Di sisi lain, persepsi tentang ubi sebagai "simbol kemiskinan"
telah membuat beberapa orang Tapanuli tidak mau atau menolak memakan ubi.
Barangkali, persepsi tersebut juga memiliki signifikansi terhadap motif
agresivitas mereka merantau meninggalkan bona pasogit (kampung halaman).
Mereka berhasrat untuk "keluar dari kemiskinan" dan membentuk citra
masa depan yang ditandai dengan pola konsumsi tidak manggadong lagi.
Ini mengindikasikan bahwa semangat merantau itu, meminjam ungkapan Pramoedya
Ananta Toer dalam novel Cerita dari Jakarta (1957), juga diwarnai anggapan
bahwa "dalam kampung kita, kemiskinan telah membunuh semua
cita-cita." Termasuk cita-cita untuk mengubah jenis makanan yang
dikonsumsi sebagai cermin status sosial.
Lantas, apa yang salah dengan ubi atau singkong - Apakah dengan mengonsumsi
singkong seseorang langsung melekat dengan simbol kemiskinan - Sebutan
demikian semakin memojokkan nasib singkong untuk dikategorikan sebagai
makanan inferior. Masyarakat Indonesia pun semakin lama semakin sedikit
jumlahnya yang mau mangonsumsi singkong. Bahkan di kalangan masyarakat Batak
yang dulu melakoni pola makan menggadong secara perlahan melupakan kearifan
lokal ini dan menjadikan beras sebagai makanan pokok dan utama. Serbuan
restoran fast food di kota-kota besar semakin menambah daftar pilihan
masyarakat dalam memilih makanan.
Munculnya kembali kampanye manggadong sebagai salah satu kearifan lokal Sumut
diharapkan dapat menyadarkan masyarakat akan arti pentingnya ketahanan pangan
nasional.

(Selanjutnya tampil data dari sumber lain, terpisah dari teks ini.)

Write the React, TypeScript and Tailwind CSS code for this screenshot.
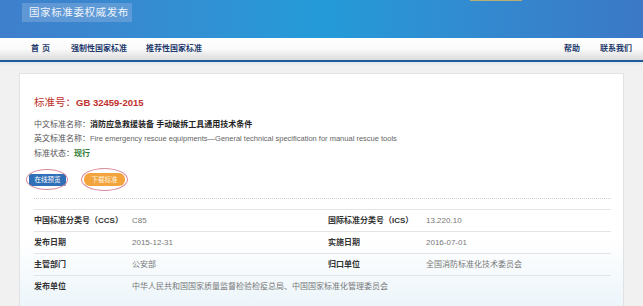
import React from 'react';

const font = { fontFamily: '"Liberation Sans", "Noto Sans CJK SC", sans-serif' };

const rows: { l1: string; v1: string; l2?: string; v2?: string }[] = [
  { l1: '中国标准分类号（CCS）', v1: 'C85', l2: '国际标准分类号（ICS）', v2: '13.220.10' },
  { l1: '发布日期', v1: '2015-12-31', l2: '实施日期', v2: '2016-07-01' },
  { l1: '主管部门', v1: '公安部', l2: '归口单位', v2: '全国消防标准化技术委员会' },
  { l1: '发布单位', v1: '中华人民共和国国家质量监督检验检疫总局、中国国家标准化管理委员会' },
];

export default function App() {
  return (
    <div className="w-[643px] h-[306px] overflow-hidden bg-[#f1f1f1]" style={font}>
      {/* header */}
      <div className="relative h-[38px] pt-[3px] bg-gradient-to-r from-[#3f7fcb] via-[#239bd8] to-[#3b78c6]">
        <div className="absolute left-[470px] top-0 h-[1px] w-[52px] bg-[#d9b65c]/80" />
        <div className="relative ml-[22px] flex h-[19px] w-[110px] items-center bg-[#7ca9dc]/55 pl-[7px] text-[10.5px] tracking-[0.6px] text-[#eef3fa]">
          国家标准委权威发布
        </div>
      </div>
      {/* nav */}
      <div className="flex h-[22px] items-center bg-gradient-to-b from-white via-[#fafafa] to-[#dcdcdc] text-[8px] font-bold text-[#1e3a6c]">
        <span className="ml-[31px] tracking-[3px]">首页</span>
        <span className="ml-[18px]">强制性国家标准</span>
        <span className="ml-[19px]">推荐性国家标准</span>
        <span className="ml-auto">帮助</span>
        <span className="ml-[20px] mr-[11px]">联系我们</span>
      </div>
      <div className="h-[2px] bg-[#1d5b9b]" />
      <div className="h-[4px] bg-gradient-to-b from-[#e3e8ee] to-[#f1f1f1]" />
      {/* main */}
      <div className="px-[19px] pt-[7px]">
        <div className="h-[240px] border border-[#e2e2e2] bg-gradient-to-b from-white from-[70%] to-[#eaf4fa] pl-[14px] pr-[12px] pt-[20px]">
          <div className="flex items-baseline leading-[16px] font-bold text-[#c0302b]">
            <span className="text-[10.5px] font-normal">标准号：</span>
            <span className="text-[9.5px]">GB 32459-2015</span>
          </div>
          <div className="mt-[7px] text-[8px] leading-[14px] text-[#555]">
            中文标准名称：<span className="font-bold text-[#222]">消防应急救援装备 手动破拆工具通用技术条件</span>
          </div>
          <div className="text-[7.5px] leading-[14px] text-[#666]">
            <span className="text-[8px] text-[#555]">英文标准名称：</span>Fire emergency rescue equipments—General technical specification for manual rescue tools
          </div>
          <div className="mt-[1px] text-[8px] leading-[14px] text-[#555]">
            标准状态：<span className="font-bold text-[#2f7d32]">现行</span>
          </div>
          <div className="mt-[12px] ml-[-5px] flex items-center gap-[18px]">
            <div className="relative">
              <div className="flex h-[12px] w-[37px] items-center justify-center rounded-[2px] bg-[#2f6fb5] text-[6.5px] text-white">在线预览</div>
              <div className="absolute left-[-3px] top-[-5px] h-[21px] w-[42px] rounded-[50%] border border-[#d98a9a]" />
            </div>
            <div className="relative">
              <div className="flex h-[13px] w-[41px] items-center justify-center rounded-[6px] bg-[#f3a43c] text-[6.5px] text-[#fff4e0]">下载标准</div>
              <div className="absolute left-[-3px] top-[-5px] h-[23px] w-[47px] rounded-[50%] border border-[#d98a9a]" />
            </div>
          </div>
          <div className="mt-[12px] border-t border-dotted border-[#cfcfcf]" />
          <div className="mt-[10px]">
            {rows.map((r, i) => (
              <div
                key={i}
                className="grid h-[22px] grid-cols-[98px_196px_98px_1fr] items-center border-t border-[#e4e4e4] text-[8px]"
              >
                <span className="font-bold text-[#333]">{r.l1}</span>
                {r.l2 ? (
                  <>
                    <span className="text-[#777]">{r.v1}</span>
                    <span className="font-bold text-[#333]">{r.l2}</span>
                    <span className="text-[#777]">{r.v2}</span>
                  </>
                ) : (
                  <span className="col-span-3 text-[#777]">{r.v1}</span>
                )}
              </div>
            ))}
          </div>
        </div>
      </div>
    </div>
  );
}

Menurut Kepala Pusat Penelitian Ketahanan Pangan dan Agribisnis
Lembaga Penelitian USU Ir Hasudungan Butar-butar, program manggadong dengan
menjadikan ubi atau ketela sebagai makanan pembuka sebelum nasi perlu
didukung, karena ketersediaan beras di Sumut mulai mengkhawatirkan.
"Dengan kondisi seringnya anomali cuaca dan banyaknya alih fungsi lahan,
produksi beras sangat fluktuatif dan bahkan terus menunjukkan tren menurun.

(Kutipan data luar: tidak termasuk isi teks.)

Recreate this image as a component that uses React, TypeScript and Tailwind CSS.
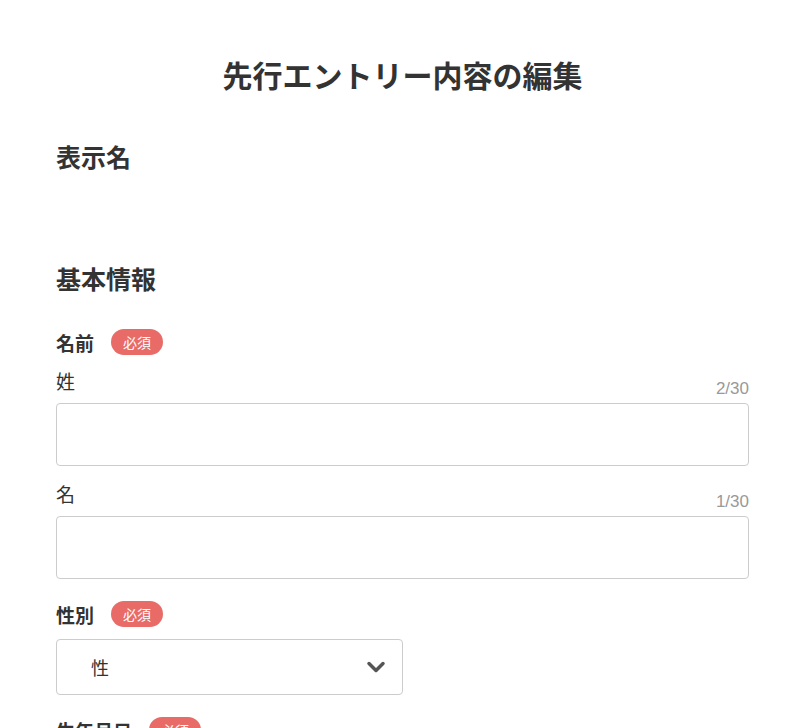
import { ChevronDown } from "lucide-react";

const font = { fontFamily: '"Noto Sans CJK JP", "Noto Sans", sans-serif' };

const Required = () => (
  <span className="inline-flex h-[26px] items-center rounded-full bg-[#e86b67] px-3 text-[14px] leading-none text-white">
    必須
  </span>
);

const FieldLabel = ({ label }: { label: string }) => (
  <div className="flex h-[26px] items-center gap-[17px]">
    <span className="text-[19px] font-bold leading-none text-[#333]">{label}</span>
    <Required />
  </div>
);

const TextField = ({ label, count }: { label: string; count: string }) => (
  <div>
    <div className="flex h-[36px] justify-between">
      <span className="self-start text-[19px] leading-[27px] text-[#333]">{label}</span>
      <span className="mb-[2px] self-end font-['Liberation_Sans',sans-serif] text-[17px] leading-[24px] text-[#999]">
        {count}
      </span>
    </div>
    <div className="h-[63px] rounded-[4px] border border-[#ccc] bg-white" />
  </div>
);

export default function App() {
  return (
    <div className="min-h-screen bg-white" style={font}>
      <div className="ml-[56px] w-[693px] pb-10">
        <h1 className="pt-[52px] text-center text-[30px] font-bold leading-[45px] text-[#333]">
          先行エントリー内容の編集
        </h1>

        <h2 className="mt-[41px] text-[25px] font-bold leading-[36px] text-[#333]">表示名</h2>

        <h2 className="mt-[86px] text-[25px] font-bold leading-[36px] text-[#333]">基本情報</h2>

        <div className="mt-[33px]">
          <FieldLabel label="名前" />
        </div>
        <div className="mt-[12px]">
          <TextField label="姓" count="2/30" />
        </div>
        <div className="mt-[14px]">
          <TextField label="名" count="1/30" />
        </div>

        <div className="mt-[22px]">
          <FieldLabel label="性別" />
        </div>
        <div className="mt-[12px] flex h-[56px] w-[347px] items-center justify-between rounded-[4px] border border-[#ccc] bg-white pl-[34px] pr-[12px]">
          <span className="text-[18px] leading-none text-[#333]">性</span>
          <ChevronDown className="h-7 w-7 text-[#555]" strokeWidth={3} />
        </div>

        <div className="mt-[22px]">
          <FieldLabel label="生年月日" />
        </div>
      </div>
    </div>
  );
}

Ironisnya, tingkat konsumsi masyarakat Sumut terhadap beras cenderung
meningkat dan mencapai 139 kilogram per kapita per tahun. Padahal, beberapa
tahun lalu hanya sekitar 125 kilogram per kapita per tahun," paparnya.
Pihaknya juga sangat mendukung upaya Pemprov Sumut melakukan diversifikasi
pangan, termasuk dengan mengampanyekan manggadong. Jika tidak ada
diversifikasi, dikhawatirkan upaya menciptakan ketahanan pangan di Sumut
sulit dilakukan dan dapat berujung pada terciptanya masyarakat yang lapar.
Dukungan yang disampaikan Hasudungan Butar-butar juga senada dengan salah
seorang Anggota Komisi B DPRD Sumut, Layari Sinukaban. Dimana, Layari
menyambut baik adanya upaya pemerintah dalam melakukan diversifikasi pangan
untuk mewujudkan ketahanan pangan nasional. Salah satu upaya yang dilakukan
di Sumut adalah manggadong. Konsep ini perlu dikampanyekan untuk memperkuat
ketahanan pangan. Selain bermanfaat mengurangi ketergantungan terhadap beras,
program ini juga diperkirakan dapat menyemarakkan keanekaragaman kuliner di
Tanah Air yang sempat hilang pada masa Ode Baru.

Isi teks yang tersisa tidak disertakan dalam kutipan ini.